This week we decided to look at the difference of shaking vs. stirring a drink. The accepted wisdom is that anything with fruit juice should be shaken and anything clear should be stirred. We’ve always assumed that this is for purely visual reasons, since shaking definitely makes clear drinks cloudier. But does it affect the flavor and texture? Are there up sides to shaking a traditionally stirred drink that balance out the loss of visual appeal? Read on to find out.
Some drinks obviously have to be shaken, such as sours and many tiki drinks, to create a foam or emulsify a thick or fatty ingredient like coconut cream. But it seems like shaking vs. stirring would be a wash with something like citrus, and that we shake them simply because it is faster and easier. Let’s see if that’s the case by experimenting with a Gimlet, a traditionally shaken drink.
- 1 1/2 oz gin (we used the Amethyst which has nice lavender notes)
- 1 oz St Germain
- 1 oz lime juice
- Nose: Elderflower, lime, hints of lavender and violet. Elderflower is more pronounced than in the stirred cocktail.
- Palate: Sweet elderflower and cucumber to start, followed by a hint of violet. Lavender and juniper on the mid-palate. Fairly tart, astringent finish. Gin is more predominant than in the stirred version. Slightly fuller body too.
- Nose: Predominately lime. Little bit of juniper and elderflower.
- Palate: Little bit of sweet elderflower and sweet lime to start. Bite of alcohol on the transition from the intro to the mid-palate. Lavender and a lot of sharp lime on the mid-palate. Very tart, dry finish, astringent and palate-coating. A fair bit tarter overall than the shaken version. Sweetens a bit as it warms up.
Overall we preferred the shaken one, however the stirred one would probably better with food, especially something rich as the tartness and astringency would help cut through the fats.
Next up we thought we’d try the same experiment with a drink that is traditionally stirred. Let’s see how the Fancy Free fares.
- 2 oz bourbon
- 1/2 oz maraschino
- 1 dash Angostura bitters
- 1 dash orange bitters
- Nose: Bitter almond, cherry, caramel-y oak, orange. Light notes of coffee and cinnamon.
- Palate: Coffee, orange and chocolate to start. Sweet oak, cherry, cinnamon, and a hint of anise on the mid-palate. Bittersweet spicy finish with some green herbal flavors like boxwood on the finish.
- Nose: Similar to the shaken but more oak-forward, less of the almond and cherry. Touch of orange. No cinnamon. Has a little bit of dried vegetal smell like tobacco.
- Palate: Sweeter. Similar to the shaken but less fruity, more barrel notes. Slight tobacco-y vegetal notes that the shaken didn’t have. Hint of mint on the finish.

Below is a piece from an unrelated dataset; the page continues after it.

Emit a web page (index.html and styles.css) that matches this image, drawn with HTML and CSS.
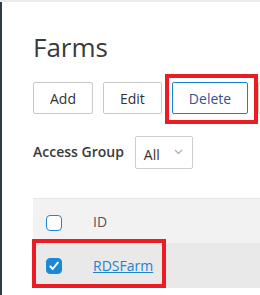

As they warm up, the flavor profiles of the two Fancy Frees start to converge. Both of them have more orange as they warm, however the shaken one still has stronger orange notes. Otherwise, they become pretty similar after about 10 minutes.
The shaken version was definitely cloudier and had a little bit of foam that lasted for a while. It did clear up eventually but remained slightly paler in direct comparison.
Overall it was a very interesting experiment. We expected that shaking vs. stirring would likely only have a visual difference, so we were surprised that it made a difference nose-and palate-wise as well. If you’re like us and all of your cocktails are for yourself or friends, it’s interesting to mix it up from time to time and try shaking things that are traditionally stirred and vice versa, just to see how it turns out. However, if you focused on presentation you’ll definitely want to stick to stirring for those drinks that call for it. The clarity and lack of foam on the cocktail do make for better presentation.